Louisiana Republican Rep. Rodney Alexander announced his retirement on Tuesday. Aside from roiling the political world by switching from Democrat to Republican during his first term in Congress in 2004, Alexander isn't exactly a high-profile Member of Congress and his retirement barely registered even for many political junkies.

The Capitol. Photo by Melina Mara/Washington Post.

But, maybe it should have.  Check out what Alexander, who is, don't forget, a member of the majority party in the House, said in a statement explaining his decision:

"Rather than producing tangible solutions to better this nation, partisan posturing has created a legislative standstill. Unfortunately, I do not foresee this environment to change anytime soon. I have decided not to seek reelection, so that another may put forth ideas on how to break through the gridlock and bring about positive change for our country.”

Wowza.  That's a shockingly blunt assessment of the current political landscape by a sitting Member of Congress. (Typically when Members retire it's to spend "more time with their family" or some such.)

Alexander's statement boils down to this: Congress isn't a very fun place to be and I am done with it. (One caveat: Alexander is mentioned as a potential candidate for the open Louisiana governor's seat in 2015 and he left that door wide open in interviews on Tuesday. UPDATE, 1:30 pm: Alexander is expected to take a job in the administration of Louisiana Gov. Bobby Jindal later today.)

Alexander isn't the first politician -- or even the first Republican politician -- to cite frustration with how Congress works (or doesn't) in announcing their decision to retire.

Georgia Sen. Saxby Chambliss called it quits earlier this year, explaining: "I don’t see the legislative gridlock and partisan posturing improving anytime soon."  When she stunned the political world by retiring in 2012, Maine Sen. Olympia Snowe explained that "I do not realistically expect the partisanship of recent years in the Senate to change over the short term."

There's no question that neither the House or Senate is a fun place to be at the moment. Approval of Congress is at record lows, productivity -- in terms of passing bills -- has tanked and relations between the White House and Congress aren't terribly collegial.

Alexander's retirement -- or, more accurately, his explanation for why he's leaving -- raises the possibility that we could have a number of other House members follow his lead, people sitting in safe seats who decide it is simply better to do anything else rather than serve in Congress.

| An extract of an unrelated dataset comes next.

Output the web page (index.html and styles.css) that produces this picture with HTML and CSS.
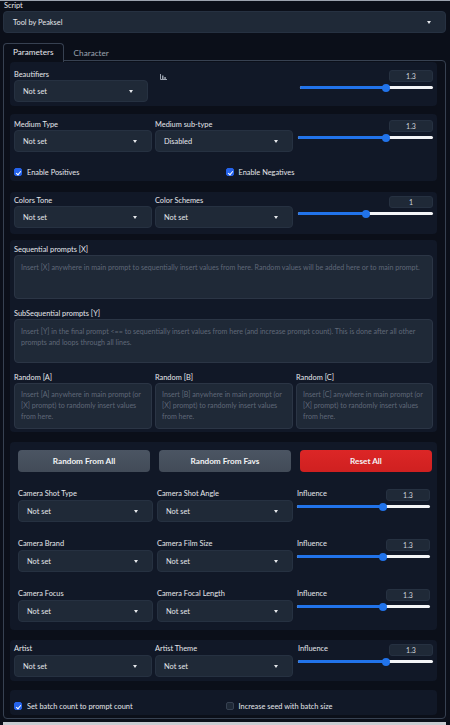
FILE: index.html
```html
<!DOCTYPE html>
<html lang="en">

<head>
    <meta charset="UTF-8" />
    <meta name="viewport" content="width=device-width, initial-scale=1.0" />
    <title>Tool by Peaksel</title>
    <link rel="stylesheet" href="styles.css">
</head>

<body class="app">
    <div class="page">
        <div class="script-label">Script</div>
        <div class="dropdown script-select"><span>Tool by Peaksel</span><i class="caret"></i></div>

        <div class="tabs">
            <div class="tab tab-active">Parameters</div>
            <div class="tab">Character</div>
        </div>

        <div class="tab-panel">
            <!-- beautifiers -->
            <div class="block block-beaut">
                <div class="grid-beaut">
                    <div class="field">
                        <div class="field-label">Beautifiers</div>
                        <div class="dropdown"><span>Not set</span><i class="caret"></i></div>
                    </div>
                    <div class="stats-icon">
                        <svg width="7" height="6" viewBox="0 0 7 6">
                            <path d="M0.5 0 V5.5 H7" stroke="#9ca3af" stroke-width="1" fill="none" />
                            <rect x="2" y="1.5" width="1.5" height="3.5" fill="#9ca3af" />
                            <rect x="4.3" y="3" width="1.5" height="2" fill="#9ca3af" />
                        </svg>
                    </div>
                    <div class="slider">
                        <div class="slider-head"><span></span><div class="num-box">1.3</div></div>
                        <div class="track"><div class="track-fill" style="width: 65%"></div></div>
                    </div>
                </div>
            </div>

            <!-- medium -->
            <div class="block block-medium">
                <div class="grid-3">
                    <div class="field">
                        <div class="field-label">Medium Type</div>
                        <div class="dropdown"><span>Not set</span><i class="caret"></i></div>
                    </div>
                    <div class="field">
                        <div class="field-label">Medium sub-type</div>
                        <div class="dropdown"><span>Disabled</span><i class="caret"></i></div>
                    </div>
                    <div class="slider">
                        <div class="slider-head"><span></span><div class="num-box">1.3</div></div>
                        <div class="track"><div class="track-fill" style="width: 65%"></div></div>
                    </div>
                </div>
                <div class="check-row">
                    <label class="check"><i class="box box-on"></i>Enable Positives</label>
                    <label class="check"><i class="box box-on"></i>Enable Negatives</label>
                </div>
            </div>

            <!-- colors -->
            <div class="block block-colors">
                <div class="grid-3">
                    <div class="field">
                        <div class="field-label">Colors Tone</div>
                        <div class="dropdown"><span>Not set</span><i class="caret"></i></div>
                    </div>
                    <div class="field">
                        <div class="field-label">Color Schemes</div>
                        <div class="dropdown"><span>Not set</span><i class="caret"></i></div>
                    </div>
                    <div class="slider">
                        <div class="slider-head"><span></span><div class="num-box">1</div></div>
                        <div class="track"><div class="track-fill" style="width: 50%"></div></div>
                    </div>
                </div>
            </div>

            <!-- prompts -->
            <div class="block block-prompts">
                <div class="field-label">Sequential prompts [X]</div>
                <textarea class="text-in text-wide" placeholder="Insert [X] anywhere in main prompt to sequentially insert values from here. Random values will be added here or to main prompt."></textarea>
                <div class="field-label gap-top">SubSequential prompts [Y]</div>
                <textarea class="text-in text-wide" placeholder="Insert [Y] in the final prompt <== to sequentially insert values from here (and increase prompt count). This is done after all other prompts and loops through all lines."></textarea>
                <div class="grid-3 gap-top">
                    <div class="field">
                        <div class="field-label">Random [A]</div>
                        <textarea class="text-in text-small" placeholder="Insert [A] anywhere in main prompt (or [X] prompt) to randomly insert values from here."></textarea>
                    </div>
                    <div class="field">
                        <div class="field-label">Random [B]</div>
                        <textarea class="text-in text-small" placeholder="Insert [B] anywhere in main prompt (or [X] prompt) to randomly insert values from here."></textarea>
                    </div>
                    <div class="field">
                        <div class="field-label">Random [C]</div>
                        <textarea class="text-in text-small" placeholder="Insert [C] anywhere in main prompt (or [X] prompt) to randomly insert values from here."></textarea>
                    </div>
                </div>
            </div>

            <!-- camera -->
            <div class="block block-camera">
                <div class="btn-row">
                    <button class="bttn bttn-gray">Random From All</button>
                    <button class="bttn bttn-gray">Random From Favs</button>
                    <button class="bttn bttn-red">Reset All</button>
                </div>
                <div class="cam-row">
                    <div class="field">
                        <div class="field-label">Camera Shot Type</div>
                        <div class="dropdown"><span>Not set</span><i class="caret"></i></div>
                    </div>
                    <div class="field">
                        <div class="field-label">Camera Shot Angle</div>
                        <div class="dropdown"><span>Not set</span><i class="caret"></i></div>
                    </div>
                    <div class="slider">
                        <div class="slider-head"><span class="field-label">Influence</span><div class="num-box">1.3</div></div>
                        <div class="track"><div class="track-fill" style="width: 65%"></div></div>
                    </div>
                </div>
                <div class="cam-row">
                    <div class="field">
                        <div class="field-label">Camera Brand</div>
                        <div class="dropdown"><span>Not set</span><i class="caret"></i></div>
                    </div>
                    <div class="field">
                        <div class="field-label">Camera Film Size</div>
                        <div class="dropdown"><span>Not set</span><i class="caret"></i></div>
                    </div>
                    <div class="slider">
                        <div class="slider-head"><span class="field-label">Influence</span><div class="num-box">1.3</div></div>
                        <div class="track"><div class="track-fill" style="width: 65%"></div></div>
                    </div>
                </div>
                <div class="cam-row">
                    <div class="field">
                        <div class="field-label">Camera Focus</div>
                        <div class="dropdown"><span>Not set</span><i class="caret"></i></div>
                    </div>
                    <div class="field">
                        <div class="field-label">Camera Focal Length</div>
                        <div class="dropdown"><span>Not set</span><i class="caret"></i></div>
                    </div>
                    <div class="slider">
                        <div class="slider-head"><span class="field-label">Influence</span><div class="num-box">1.3</div></div>
                        <div class="track"><div class="track-fill" style="width: 65%"></div></div>
                    </div>
                </div>
            </div>

            <!-- artist -->
            <div class="block block-artist">
                <div class="grid-3">
                    <div class="field">
                        <div class="field-label">Artist</div>
                        <div class="dropdown"><span>Not set</span><i class="caret"></i></div>
                    </div>
                    <div class="field">
                        <div class="field-label">Artist Theme</div>
                        <div class="dropdown"><span>Not set</span><i class="caret"></i></div>
                    </div>
                    <div class="slider">
                        <div class="slider-head"><span class="field-label">Influence</span><div class="num-box">1.3</div></div>
                        <div class="track"><div class="track-fill" style="width: 65%"></div></div>
                    </div>
                </div>
            </div>

            <!-- batch -->
            <div class="block block-batch">
                <div class="check-row">
                    <label class="check"><i class="box box-on"></i>Set batch count to prompt count</label>
                    <label class="check"><i class="box"></i>Increase seed with batch size</label>
                </div>
            </div>
        </div>
        <div class="bottom-strip"></div>
    </div>
</body>

</html>
```

FILE: styles.css
```css
.app {
    margin: 0;
    background-color: #0b0f19;
    color: #e5e7eb;
    font-family: Lato, "Liberation Sans", sans-serif;
    font-size: 7.4px;
}

.page {
    height: 725px;
    box-sizing: border-box;
    border-top: 1px solid #9ca3af;
    padding: 0 4px 0 3px;
    display: flex;
    flex-direction: column;
    overflow: hidden;
}

.script-label {
    height: 9px;
    line-height: 9px;
    padding-left: 1px;
    margin-bottom: 1px;
    color: #e5e7eb;
}

.dropdown {
    height: 22px;
    box-sizing: border-box;
    background-color: #1f2937;
    border: 1px solid #263141;
    border-radius: 4px;
    display: flex;
    align-items: center;
    justify-content: space-between;
    padding: 0 14px 0 8px;
    color: #e5e7eb;
}

.caret {
    width: 0;
    height: 0;
    border-left: 2.5px solid transparent;
    border-right: 2.5px solid transparent;
    border-top: 3px solid #e5e7eb;
}

.script-select {
    padding-left: 9px;
}

.tabs {
    display: flex;
    margin-top: 10px;
    height: 18px;
    position: relative;
    z-index: 1;
}

.tab {
    font-size: 8.2px;
    color: #9ca3af;
    padding: 0 9px;
    line-height: 18px;
    border: 1px solid transparent;
    border-bottom: 0;
}

.tab-active {
    color: #e5e7eb;
    border-color: #374151;
    border-radius: 4px 4px 0 0;
    background-color: #0b0f19;
    height: 19px;
    box-sizing: border-box;
    line-height: 17px;
}

.tab-panel {
    border: 1px solid #374151;
    border-radius: 0 4px 4px 4px;
    padding: 1px 8px 4px 6px;
    height: 659px;
    box-sizing: border-box;
    margin-top: -1px;
    display: flex;
    flex-direction: column;
}

.block {
    background-color: #111827;
    border-radius: 4px;
    padding: 0 4px;
}

.block-beaut {
    padding-top: 8px;
    padding-bottom: 4px;
}

.block-medium {
    margin-top: 8px;
    padding-top: 6px;
    padding-bottom: 3px;
}

.block-colors {
    margin-top: 11px;
    padding-top: 4px;
    padding-bottom: 6px;
}

.block-prompts {
    margin-top: 6px;
    padding-top: 5px;
    padding-bottom: 3px;
}

.block-camera {
    margin-top: 10px;
    padding: 8px 6px 8px 8px;
}

.block-artist {
    margin-top: 10px;
    padding-top: 4px;
    padding-bottom: 4px;
}

.block-batch {
    margin-top: 9px;
    padding-top: 10px;
    padding-bottom: 3px;
}

.field-label {
    height: 10px;
    line-height: 10px;
    color: #e5e7eb;
    white-space: nowrap;
}

.gap-top {
    margin-top: 10px;
}

.grid-beaut {
    display: grid;
    grid-template-columns: 134px 1fr 133px;
}

.stats-icon {
    padding: 3px 0 0 12px;
}

.grid-3 {
    display: grid;
    grid-template-columns: 138px 138px 1fr;
    column-gap: 3px;
}

.grid-3 > .slider {
    margin-left: 2px;
}

.slider-head {
    height: 12px;
    display: flex;
    justify-content: space-between;
    align-items: flex-start;
}

.num-box {
    width: 44px;
    height: 12px;
    box-sizing: border-box;
    background-color: #1f2937;
    border: 1px solid #263141;
    border-radius: 3px;
    text-align: center;
    line-height: 10px;
    font-size: 7px;
    color: #d1d5db;
}

.track {
    position: relative;
    margin-top: 4px;
    height: 3px;
    border-radius: 2px;
    background-color: #f3f4f6;
}

.track-fill {
    height: 3px;
    border-radius: 2px;
    background-color: #2173ea;
    position: relative;
}

.track-fill::after {
    content: "";
    position: absolute;
    right: -4px;
    top: -2.5px;
    width: 8px;
    height: 8px;
    border-radius: 50%;
    background-color: #2173ea;
}

.check-row {
    display: grid;
    grid-template-columns: 1fr 1fr;
    column-gap: 4px;
    margin-top: 14px;
    height: 12px;
}

.block-batch .check-row {
    margin-top: 0;
}

.check {
    display: flex;
    align-items: center;
    color: #e5e7eb;
}

.box {
    width: 8px;
    height: 8px;
    box-sizing: border-box;
    border-radius: 2px;
    margin-right: 5px;
    border: 1px solid #374151;
    background-color: #1f2937;
    position: relative;
}

.box-on {
    background-color: #2563eb;
    border-color: #2563eb;
}

.box-on::after {
    content: "";
    position: absolute;
    left: 2px;
    top: 0.5px;
    width: 2px;
    height: 4px;
    border-right: 1px solid #fff;
    border-bottom: 1px solid #fff;
    transform: rotate(40deg);
}

.text-in {
    display: block;
    width: 100%;
    box-sizing: border-box;
    resize: none;
    background-color: #1f2937;
    border: 1px solid #2b3545;
    border-radius: 4px;
    padding: 6px 6px;
    margin: 0;
    font-family: Lato, "Liberation Sans", sans-serif;
    font-size: 7.1px;
    line-height: 11px;
    color: #e5e7eb;
    outline: none;
}

.text-in::placeholder {
    color: #5f6877;
}

.text-wide {
    height: 44px;
}

.text-small {
    height: 46px;
    padding-top: 5px;
}

.btn-row {
    display: grid;
    grid-template-columns: 132px 132px 132px;
    column-gap: 9px;
}

.bttn {
    height: 22px;
    border: 0;
    border-radius: 4px;
    font-family: Lato, "Liberation Sans", sans-serif;
    font-weight: 700;
    font-size: 8.2px;
    color: #f3f4f6;
}

.bttn-gray {
    background: linear-gradient(#4b5563, #424b58);
}

.bttn-red {
    background: linear-gradient(#dc2626, #cf2020);
}

.cam-row {
    display: grid;
    grid-template-columns: 135px 136px 133px;
    column-gap: 4px;
    margin-top: 17px;
}

.cam-row .field-label,
.block-artist .field-label {
    margin-bottom: 1px;
}

.bottom-strip {
    margin-top: auto;
    height: 3px;
    background-color: #c9ccd1;
}
```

To date, there's little evidence of a rush to the exits in the House, however.  Fourteen Members -- five Democrats,  nine Republicans -- have announced their plans to move on from the House at the end of the 113th Congress. And all of those retirees with the exceptions of Alexander, California GOP Rep. John Campbell and Minnesota Rep. Michele Bachmann are running for higher office, meaning they may be sick of serving the House but not of being in government.

That pace of House retirements is broadly in keeping with historical trends. Over the last five elections, an average of 28 House members have retired.  We haven't seen a large-scale set of retirements since way back in 1992 when 65 House members retired, although that number was heavily influenced by the 1991 redistricting process.

On the Senate side there is some evidence that its current state is driving more members into retirement. Already seven Senators -- two Republicans, five Democrats -- have said they won't run again in 2014.  Although it's only the summer of the off year, those seven retirements are already more than the number of Senators who retired in the 2006 or 2008 cycles.

Congressional recesses -- like the current five-week long respite Members are taking from Washington -- tend to be times when elected officials huddle with their families and take the temperature of their constituents, returning to Washington with minds made up about their futures.

Watch what happens when Congress gets back to D.C. after Labor Day. If you see a series of unexpected retirements from safe members, it's possible that we might look back at Alexander as the leading edge of a trend.